Most leadership teams treat a business plan in operational control as a static checkpoint, a document finished at the annual retreat and promptly forgotten by Q2. This is the root cause of systemic strategy decay. You don’t have a planning problem; you have a feedback loop problem that turns your strategy into a graveyard of good intentions.
The Real Problem: The Death of Strategy in Silos
The standard industry failure is the “Spreadsheet Disconnect.” CFOs track financials in one ERP system, COOs track operational KPIs in a different dashboard, and strategy teams manage OKRs in PowerPoint. These systems never talk to each other. Leadership mistakes this for operational control, but it is actually just a fragmented reporting exercise. You aren’t controlling the business; you are observing its slow drift in real-time, three weeks after the data becomes irrelevant.
Execution Scenario: At a mid-sized logistics enterprise, the VP of Operations committed to a 15% cost reduction through a new fleet routing optimization program. Meanwhile, the Finance team, disconnected from these operational realities, continued to allocate budget based on legacy fuel burn rates from the prior year. When the fleet transformation hit unexpected maintenance delays, the “operational control” mechanism failed completely. Operations pushed back against arbitrary budget cuts, while Finance threatened to freeze hiring for the project. The business plan wasn’t just ignored; it became a weaponized friction point between departments, ultimately killing the optimization program three months before it could show ROI.
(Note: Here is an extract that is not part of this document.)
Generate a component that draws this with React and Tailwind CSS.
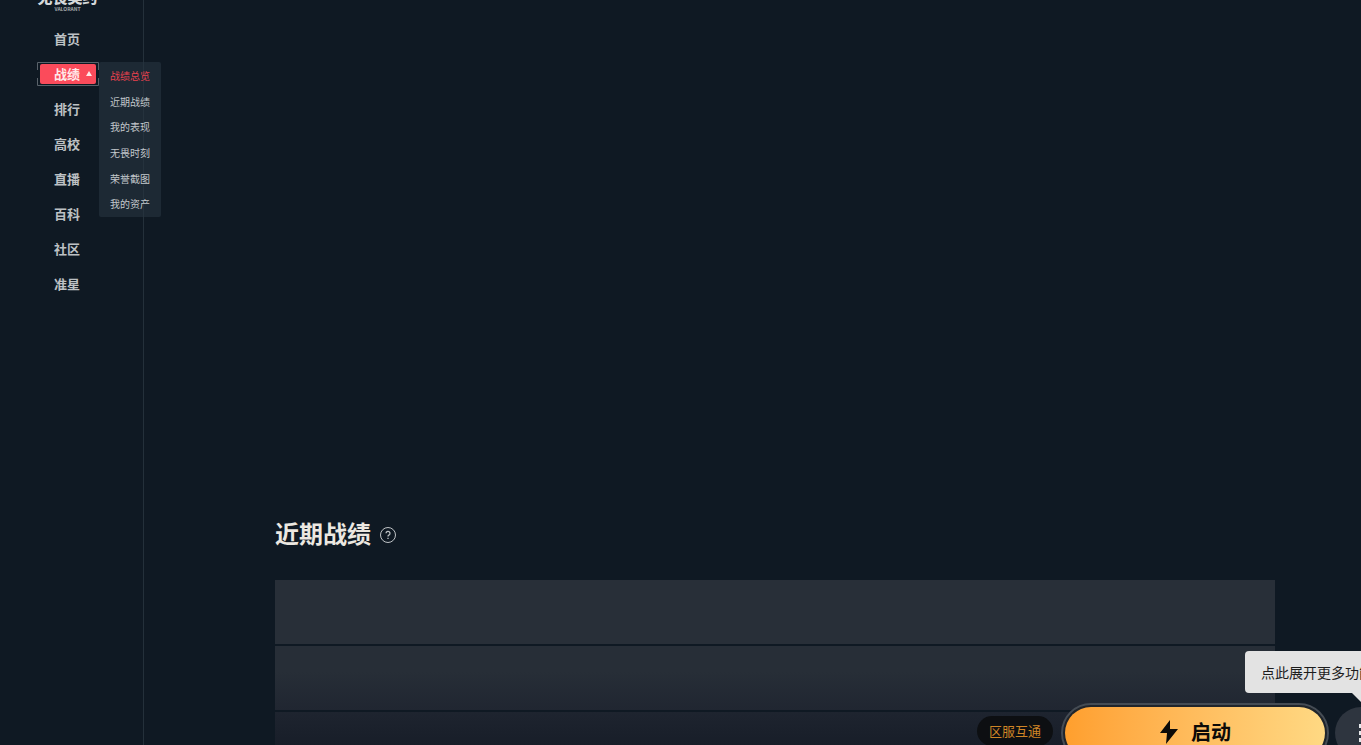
import React from "react";

const NAV = ["首页", "战绩", "排行", "高校", "直播", "百科", "社区", "准星"];
const SUB = ["战绩总览", "近期战绩", "我的表现", "无畏时刻", "荣誉截图", "我的资产"];

function Logo() {
  return (
    <div className="flex h-[11px] flex-col items-center justify-end pr-2">
      <span className="text-[15px] leading-[18px] font-black text-[#d5d8da]">无畏契约</span>
      <span className="text-[5px] leading-[5px] font-bold text-[#a3a8ac]">VALORANT</span>
    </div>
  );
}

function ActiveItem({ label }) {
  return (
    <div className="relative">
      <div className="relative ml-[37px] flex h-6 w-[62px] items-center justify-center">
        <svg className="absolute inset-0" width="62" height="24" fill="none" stroke="#59626a" aria-hidden="true">
          <path d="M.5 8V.5h61V8M.5 16v7.500h61V16" />
        </svg>
        <a
          href="#record"
          className="relative flex h-5 w-14 items-center rounded-[2px] bg-[#fb4b5b] pl-3.5 text-[13px] font-bold text-[#ffe9e9]"
        >
          {label}
          <svg className="ml-1.5" width="6" height="5" viewBox="0 0 6 5" aria-hidden="true">
            <path d="M3 0 6 5H0z" fill="#ffe9e9" />
          </svg>
        </a>
      </div>
      <ul className="absolute top-0 left-[99px] z-10 flex h-[155px] w-[62px] flex-col rounded-[2px] bg-[#263440]/60 pt-px">
        {SUB.map((s, i) => (
          <li key={s} className="flex flex-1 items-center justify-center">
            <a
              href="#sub"
              className={i === 0 ? "text-[10px] whitespace-nowrap text-[#e8414f]" : "text-[10px] whitespace-nowrap text-[#c3c8cc]"}
            >
              {s}
            </a>
          </li>
        ))}
      </ul>
    </div>
  );
}

function Sidebar() {
  return (
    <aside className="w-36 shrink-0 border-r border-[#24303a]">
      <Logo />
      <nav className="mt-2.5">
        <ul>
          {NAV.map((n, i) => (
            <li key={n} className="flex h-[35px] flex-col justify-center">
              {i === 1 ? (
                <ActiveItem label={n} />
              ) : (
                <a href="#nav" className="pl-[54px] text-[13px] font-bold text-[#bdc1c4]">
                  {n}
                </a>
              )}
            </li>
          ))}
        </ul>
      </nav>
    </aside>
  );
}

function Launcher() {
  return (
    <div className="absolute -right-[26px] -bottom-3.5 z-20 flex items-center">
      <span className="mr-3 mb-1 flex h-[30px] items-center rounded-full bg-[#0d0f12] px-3 text-[13px] text-[#cf8526]">
        区服互通
      </span>
      <button
        type="button"
        className="mr-2.5 flex h-[52px] w-[260px] items-center justify-center gap-3 rounded-full bg-linear-to-r from-[#ff9f2d] to-[#ffd983] pb-0.5 text-[20px] font-bold text-[#0c0a08] ring-2 ring-[#20252b] outline-2 outline-offset-2 outline-[#454c54]"
      >
        <svg width="20" height="26" viewBox="0 0 20 26" aria-hidden="true">
          <path d="M11 1 1 14h7L7 25 19 10h-8z" fill="currentColor" />
        </svg>
        启动
      </button>
      <div className="relative">
        <button
          type="button"
          aria-label="更多"
          className="flex size-[52px] items-center justify-center rounded-full bg-[#2e353f] text-[#e6e8ea]"
        >
          <svg width="4" height="18" viewBox="0 0 4 18" fill="currentColor" aria-hidden="true">
            <path d="M0 0h4v4H0zM0 7h4v4H0zM0 14h4v4H0z" />
          </svg>
        </button>
        <div
          role="tooltip"
          className="absolute bottom-[66px] -left-[90px] flex h-[42px] items-center rounded bg-[#e3e3e3] px-4 text-[14px] whitespace-nowrap text-[#1d1d1d]"
        >
          点此展开更多功能
          <svg className="absolute top-full left-[107px]" width="18" height="9" viewBox="0 0 18 9" aria-hidden="true">
            <path d="M0 0h18L9 9z" fill="#e3e3e3" />
          </svg>
        </div>
      </div>
    </div>
  );
}

export default function App() {
  return (
    <div className="relative flex h-screen overflow-hidden bg-[#0f1923] font-['Noto_Sans_CJK_SC',sans-serif]">
      <Sidebar />
      <main className="min-w-0 flex-1 pt-[515px] pr-[86px] pl-[131px]">
        <header className="flex h-9 items-center gap-[9px]">
          <h1 className="text-[24px] leading-9 font-bold text-[#ece8e1]">近期战绩</h1>
          <button type="button" aria-label="说明" className="mt-1 text-[#bfc3c6]">
            <svg width="16" height="16" viewBox="0 0 16 16" fill="none" stroke="currentColor" aria-hidden="true">
              <circle cx="8" cy="8" r="7.500" />
              <path d="M6 6.300a2 2 0 1 1 2.900 1.800c-.7.400-.9.700-.9 1.400" strokeWidth="1.300" />
              <path d="M8 10.800v1.300" strokeWidth="1.300" />
            </svg>
          </button>
        </header>
        <ul className="mt-[29px] flex flex-col gap-0.5">
          <li className="h-16 bg-[#282f38]" />
          <li className="h-16 bg-linear-to-b from-[#272e37] from-40% to-[#202631]" />
          <li className="h-16 bg-linear-to-b from-[#1e242f] to-[#121823]" />
        </ul>
      </main>
      <Launcher />
    </div>
  );
}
The fundamental misunderstanding is that operational control is a reporting task. It isn’t. It is an orchestration task. If your plan doesn’t force a conversation between your budget and your operational milestones every 30 days, your business plan is effectively non-existent.
What Good Actually Looks Like
True operational control is the absence of “surprises” in board decks. High-performing organizations treat the business plan as a dynamic set of interlocking constraints. When a regional manager hits a snag, the downstream impact on working capital is reflected in the reporting dashboard within the same cycle. This isn’t about more meetings; it’s about a single version of truth where every departmental KPI is hard-linked to the overarching business plan.
How Execution Leaders Do This
The best operators stop asking “Did we hit the number?” and start asking “Is our current trajectory consistent with the constraints we defined in the plan?” They implement rigorous governance by:
- Hard-Linking KPIs to Execution: Every operational metric must have a direct causal line to a strategic objective. If a KPI doesn’t impact the P&L or a key project timeline, it is noise and should be removed.
- Cross-Functional Cadence: Moving from monthly “reporting” to bi-weekly “execution reviews” where departmental leads must reconcile their resource usage against project velocity.
Implementation Reality
Key Challenges: The biggest blocker isn’t technology; it’s “Metric Vanity.” Teams prioritize tracking output metrics (tasks completed) over outcome metrics (value generated). This masks stagnation until a major financial cliff is hit.
Governance and Accountability: Most organizations confuse “ownership” with “assigned responsibility.” True ownership requires that the person reporting the KPI also possesses the authority to shift resources when the plan deviates. If your reporting structure doesn’t align decision-making power with accountability, your control mechanism is merely decorative.
How Cataligent Fits
When the manual spreadsheet approach fails under the weight of cross-functional complexity, organizations move to a structured platform like Cataligent. It forces the discipline that spreadsheets allow you to bypass. Using our proprietary CAT4 framework, we enable teams to synchronize their strategic intent with daily operational reality. Instead of manually stitching together disparate data sources, Cataligent ensures that when an operational KPI slips, the strategic impact is immediately visible to the relevant stakeholders. It transforms the business plan from an archived document into an active engine of accountability.
Conclusion
A business plan in operational control is only as strong as the friction it removes from the organization. If your current process allows departments to hide behind disconnected metrics, you are not in control; you are merely watching the drift. Precision execution demands that strategy and operations speak the same language, governed by a rigid, transparent framework. Stop tracking activities and start managing outcomes.
Q: Does operational control require centralizing all decision-making?
A: No, it requires centralizing the data and the logic, but delegating the agility. Decisions happen at the edge, but they must be calibrated against the shared strategic constraints defined in your plan.
Q: Why do most digital transformation initiatives fail to improve operational control?
A: They focus on digitizing existing, broken processes rather than fixing the underlying governance. You cannot automate a lack of accountability and expect better operational outcomes.
Q: How often should a business plan be reviewed for operational control?
A: While the annual strategy is a target, the operational milestones that serve that strategy must be reviewed in a cadenced rhythm, ideally at least bi-weekly, to identify drift before it becomes a financial reality.